Re: [sleuthkit-users] hashing a file system
Brought to you by:
carrier
From: Stuart M. <st...@ap...> - 2014-09-05 19:04:08
|
On 09/04/2014 06:01 PM, Simson Garfinkel wrote: > On Sep 4, 2014, at 8:51 PM, RB <ao...@gm...> wrote: >> Although md5 is not a subdivisible hash (as Simson pointed out), one >> could conceivably still do a single-pass checksum of a filesystem, the >> tradeoff would be the memory consumption of tens of thousands of >> "simultaneous" checksum calculation states. > > This doesn't work unless you are prepared to buffer the later fragments of a file when they appear on disk before earlier fragments.
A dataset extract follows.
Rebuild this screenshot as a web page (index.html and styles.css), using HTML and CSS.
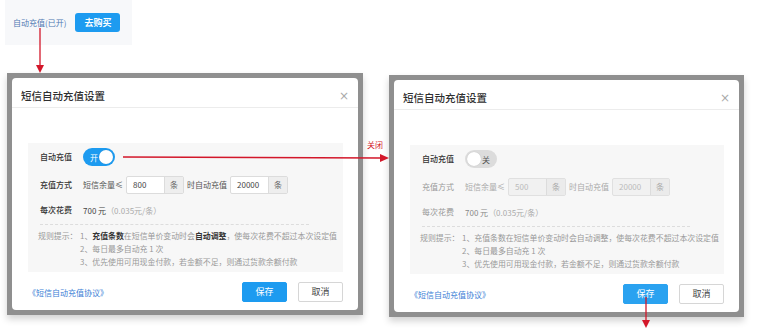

So in the worst case, you need to hold the entire disk in RAM. I have been experimenting with exactly this approach. And yes, you are right, in the worst case there is simply too much to buffer. In a 250GB ext4 image, one file was 8GB. Its block allocation was such that I struggled to buffer 4GB of it, at which point my Java VM collapsed out-of-memory. I guess we could use a hybrid approach of all files under some size limit use the 'in block order' logic for hashing, with monster files defaulting to the 'regular, file-offset' logic. Somehow I think this will largely defeat the whole point of the exercise and negate most of the time gains. Another approach would be to externally store the 'pending data', which might be feasible if you had some Live CD with the tools plus some raw (i.e. no file system) usb or other data drive to use for scratch storage. Stuart Stuart |